Andy Serkis as Ulysses Klaue in Avengers: Age of Ultron.

Ulysses Klaue appears in media set in the Marvel Cinematic Universe (MCU), portrayed by Andy Serkis. This version is an Afrikaner arms dealer and an old acquaintance of Tony Stark who was literally branded a thief after stealing Vibranium from Wakanda. Klaue first appears in the live-action film Avengers: Age of Ultron (2015), and makes a subsequent appearance in the live-action film Black Panther (2018). Additionally, Serkis voices an alternate timeline variant of Klaue in the Disney+ animated series What If...? episode "What If... Killmonger Rescued Tony Stark?".

===Video games===
- Klaw appears as a boss in Captain America and the Avengers.
- The comics and MCU incarnations of Klaw appear as playable characters in Lego Marvel's Avengers, voiced again by Matt Lanter.
- Klaw appears as a boss and playable character in Lego Marvel Super Heroes 2. Additionally, his MCU counterpart appears as a playable character via the Black Panther DLC.
- Klaw appears as a playable character in Marvel: Future Fight.
- Klaw appears as a boss in Marvel Ultimate Alliance 3: The Black Order, voiced again by David Shaughnessy.
- Klaw appears as the final boss of Marvel's Avengers "War for Wakanda" DLC, voiced by Steve Blum.

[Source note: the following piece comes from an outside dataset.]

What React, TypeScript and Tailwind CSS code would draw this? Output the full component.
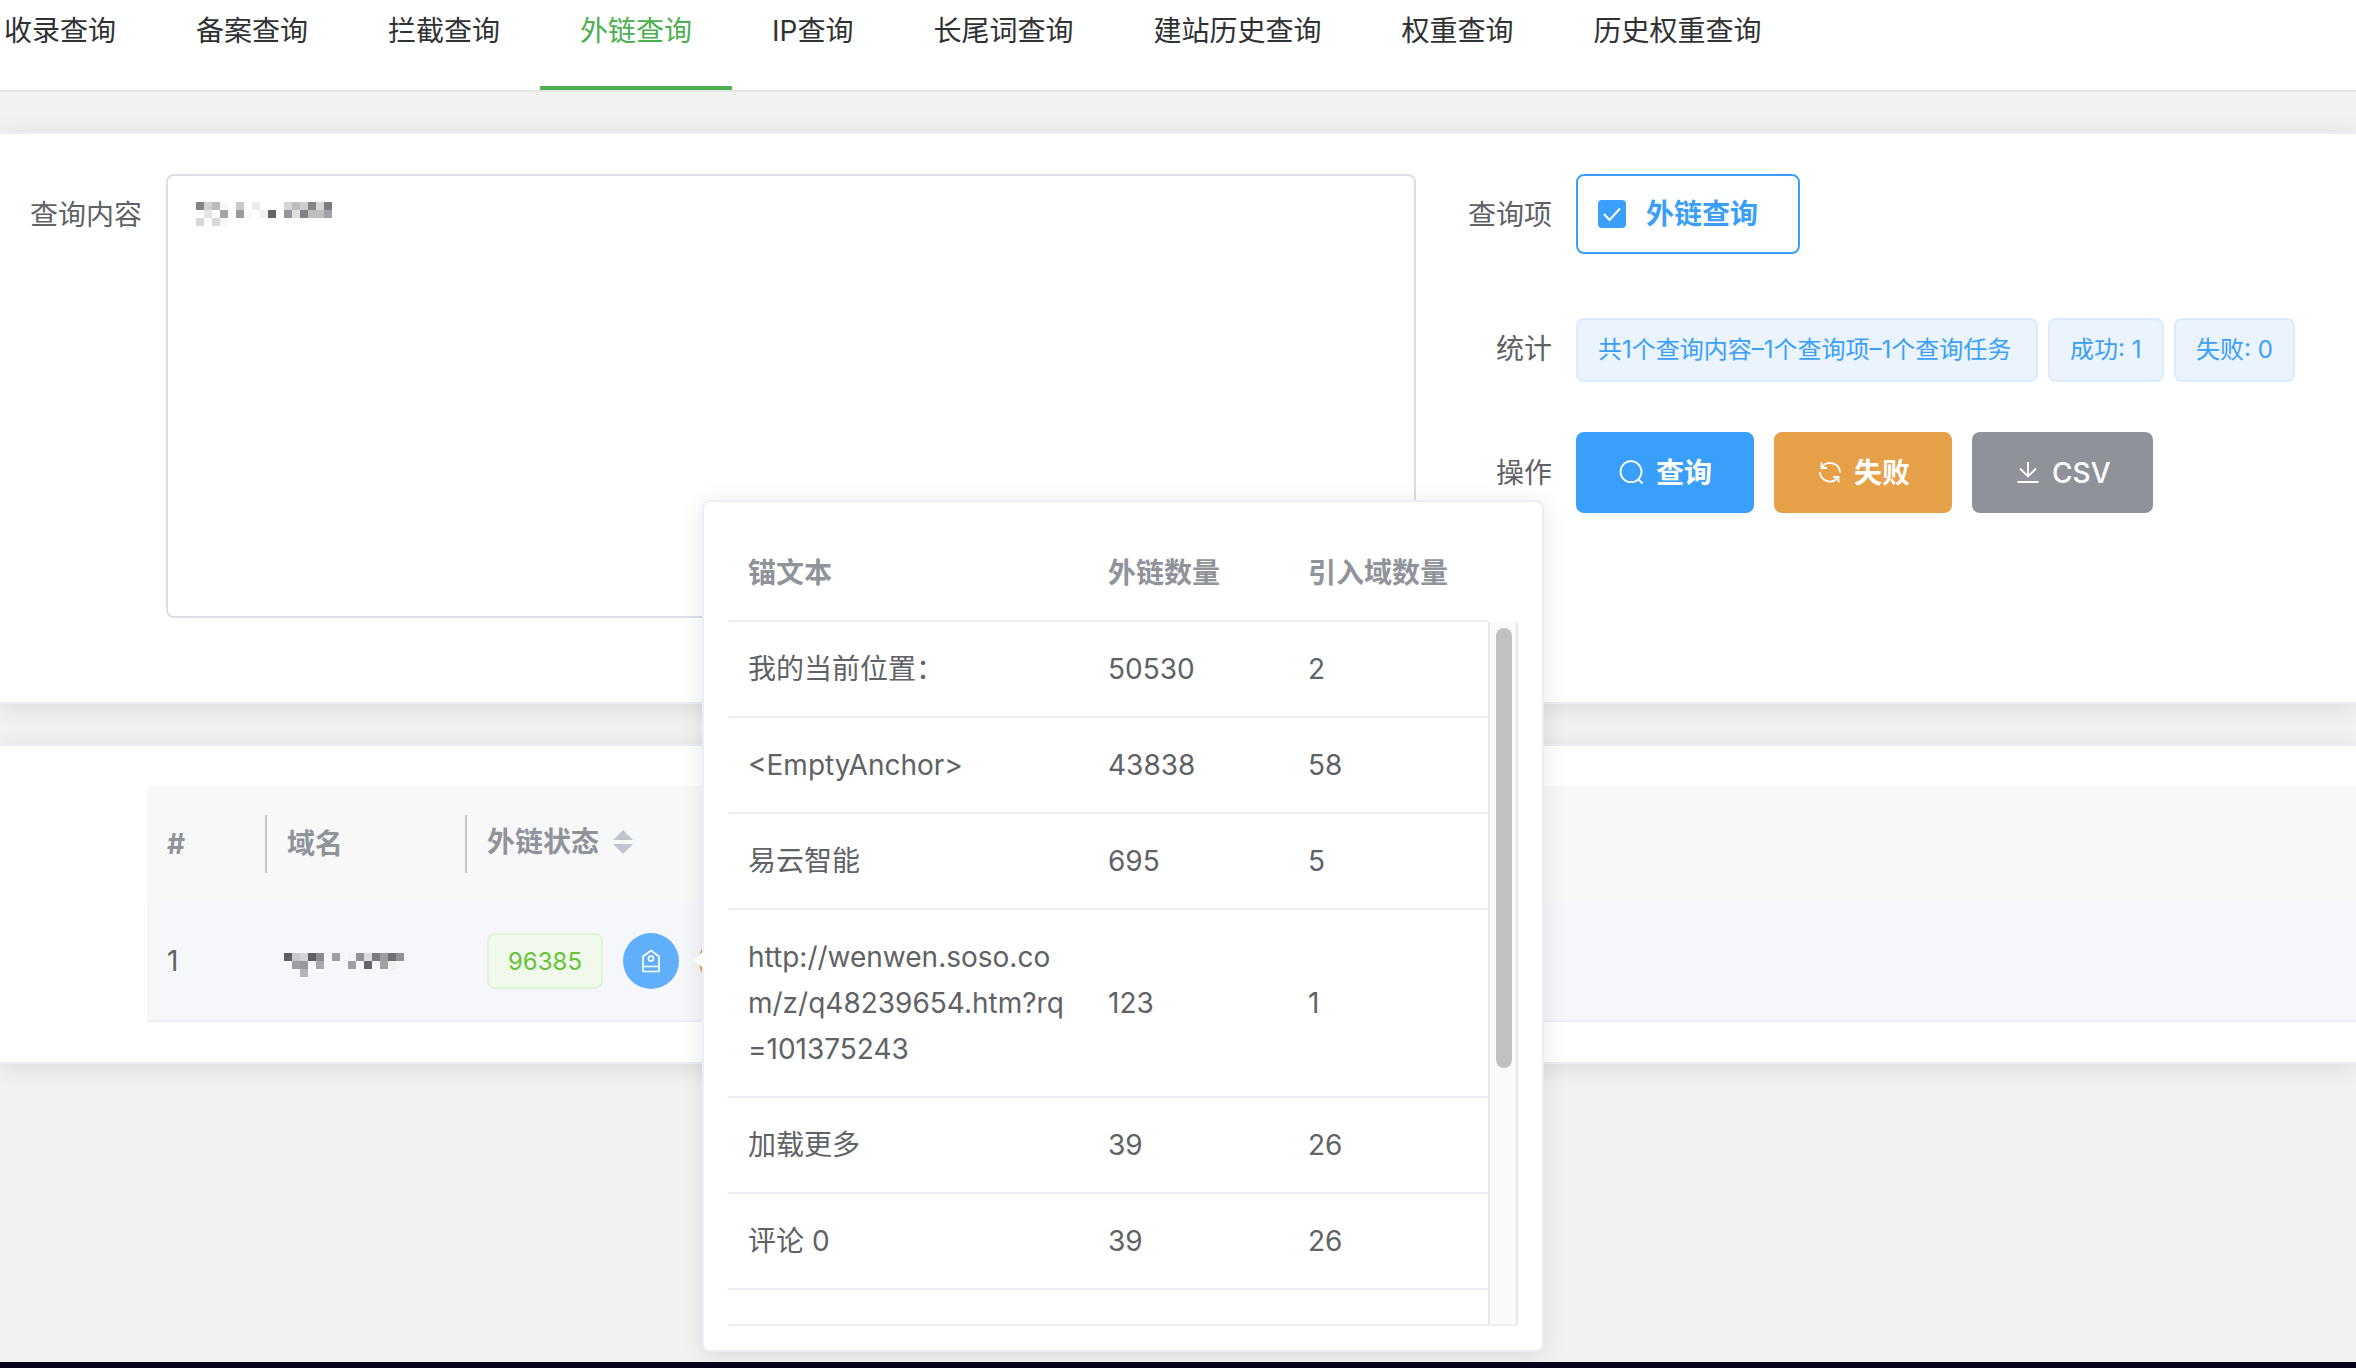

He and Crossbones are hired by Monica Rappaccini of A.I.M. to steal Vibranium from Wakanda, only for encounter of Black Panther and the Avengers. In the ensuing fight, Klaw is exposed to raw sonic energy-infused Vibranium and transforms into a being of pure sound, but eventually dies as a result of the mutation.
- Klaw appears in Marvel Cosmic Invasion, voiced by Jacob Dudman.